- _Supplied material_:
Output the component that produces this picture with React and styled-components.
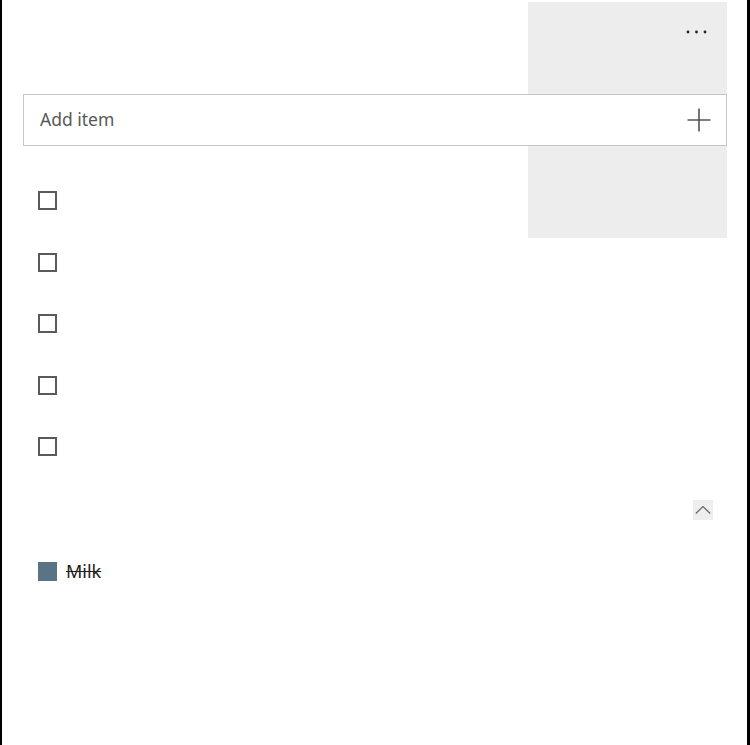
import React from 'react';
import styled, { createGlobalStyle } from 'styled-components';

const GlobalStyle = createGlobalStyle`
  html, body {
    margin: 0;
    padding: 0;
    background: #fff;
  }
  body {
    font-family: "Noto Sans", "Liberation Sans", sans-serif;
  }
`;

const Frame = styled.div`
  position: relative;
  box-sizing: border-box;
  width: 750px;
  height: 745px;
  background: #fff;
  border-left: 2px solid #000;
  border-right: 3px solid #000;
  padding: 0 20px 0 21px;
`;

const Flyout = styled.div`
  position: absolute;
  top: 2px;
  right: 20px;
  width: 199px;
  height: 236px;
  background: #ededed;
`;

const Header = styled.div`
  position: relative;
  height: 94px;
  display: flex;
  justify-content: flex-end;
  align-items: flex-start;
`;

const MoreButton = styled.button`
  border: 0;
  background: transparent;
  padding: 0;
  margin: 28px 18px 0 0;
  width: 24px;
  height: 8px;
  display: flex;
  align-items: center;
  justify-content: center;
  cursor: pointer;
`;

const AddBar = styled.div`
  position: relative;
  box-sizing: border-box;
  height: 52px;
  border: 1px solid #c6c6c6;
  background: #fff;
  display: flex;
  align-items: center;
  padding: 0 15px 0 16px;
`;

const AddInput = styled.input`
  flex: 1;
  border: 0;
  outline: none;
  background: transparent;
  font-family: "Noto Sans", "Liberation Sans", sans-serif;
  font-size: 17.5px;
  line-height: 24px;
  color: #333;
  padding: 0 0 3px;

  &::placeholder {
    color: #585858;
  }
`;

const IconButton = styled.button`
  border: 0;
  background: transparent;
  padding: 0;
  width: 24px;
  height: 24px;
  display: flex;
  align-items: center;
  justify-content: center;
  cursor: pointer;
`;

const List = styled.ul`
  position: relative;
  list-style: none;
  margin: ${p => (p.flush ? '0' : '24px 0 0')};
  padding: 0;
`;

const Row = styled.li`
  height: 61.5px;
  display: flex;
  align-items: center;
  padding-left: 15px;
  gap: 9px;
`;

const Check = styled.span`
  box-sizing: border-box;
  width: 19px;
  height: 19px;
  flex: none;
  border: ${p => (p.checked ? '0' : '2px solid #5a5a5a')};
  background: ${p => (p.checked ? '#5a7486' : 'transparent')};
`;

const Label = styled.span`
  font-size: 18px;
  line-height: 22px;
  padding-bottom: 1px;
  color: #1e1e1e;
  text-decoration: ${p => (p.done ? 'line-through' : 'none')};
  text-decoration-thickness: 1px;
`;

const CollapseRow = styled.div`
  height: 63px;
  display: flex;
  align-items: center;
  justify-content: flex-end;
  padding-right: 14px;
`;

const ChevronButton = styled.button`
  border: 0;
  background: #eeeeee;
  padding: 0;
  margin-top: 1px;
  width: 20px;
  height: 20px;
  display: flex;
  align-items: center;
  justify-content: center;
  cursor: pointer;
`;

const Dots = () => (
  <svg width="24" height="6" viewBox="0 0 24 6">
    <circle cx="3" cy="3" r="1.4" fill="#222" />
    <circle cx="11.5" cy="3" r="1.4" fill="#222" />
    <circle cx="20" cy="3" r="1.4" fill="#222" />
  </svg>
);

const Plus = () => (
  <svg width="24" height="24" viewBox="0 0 24 24">
    <path d="M12 0.5v23M0.5 12h23" stroke="#555" strokeWidth="1.6" fill="none" />
  </svg>
);

const ChevronUp = () => (
  <svg width="16" height="10" viewBox="0 0 16 10">
    <path d="M0.8 8.5L8 1.5l7.2 7" stroke="#666" strokeWidth="1.2" fill="none" />
  </svg>
);

const openItems = ['', '', '', '', ''];
const doneItems = ['Milk'];

export default function App() {
  return (
    <>
      <GlobalStyle />
      <Frame>
        <Flyout />
        <Header>
          <MoreButton aria-label="More options">
            <Dots />
          </MoreButton>
        </Header>
        <AddBar>
          <AddInput placeholder="Add item" />
          <IconButton aria-label="Add">
            <Plus />
          </IconButton>
        </AddBar>
        <List>
          {openItems.map((text, i) => (
            <Row key={i}>
              <Check />
              <Label>{text}</Label>
            </Row>
          ))}
        </List>
        <CollapseRow>
          <ChevronButton aria-label="Collapse">
            <ChevronUp />
          </ChevronButton>
        </CollapseRow>
        <List flush>
          {doneItems.map(text => (
            <Row key={text}>
              <Check checked />
              <Label done>{text}</Label>
            </Row>
          ))}
        </List>
      </Frame>
    </>
  );
}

- _Set exercise_:
Select the lines in this material that hold the word "React", leaving none out.

- _Written answer_:
Output the component that produces this picture with React and styled-components.
import React from 'react';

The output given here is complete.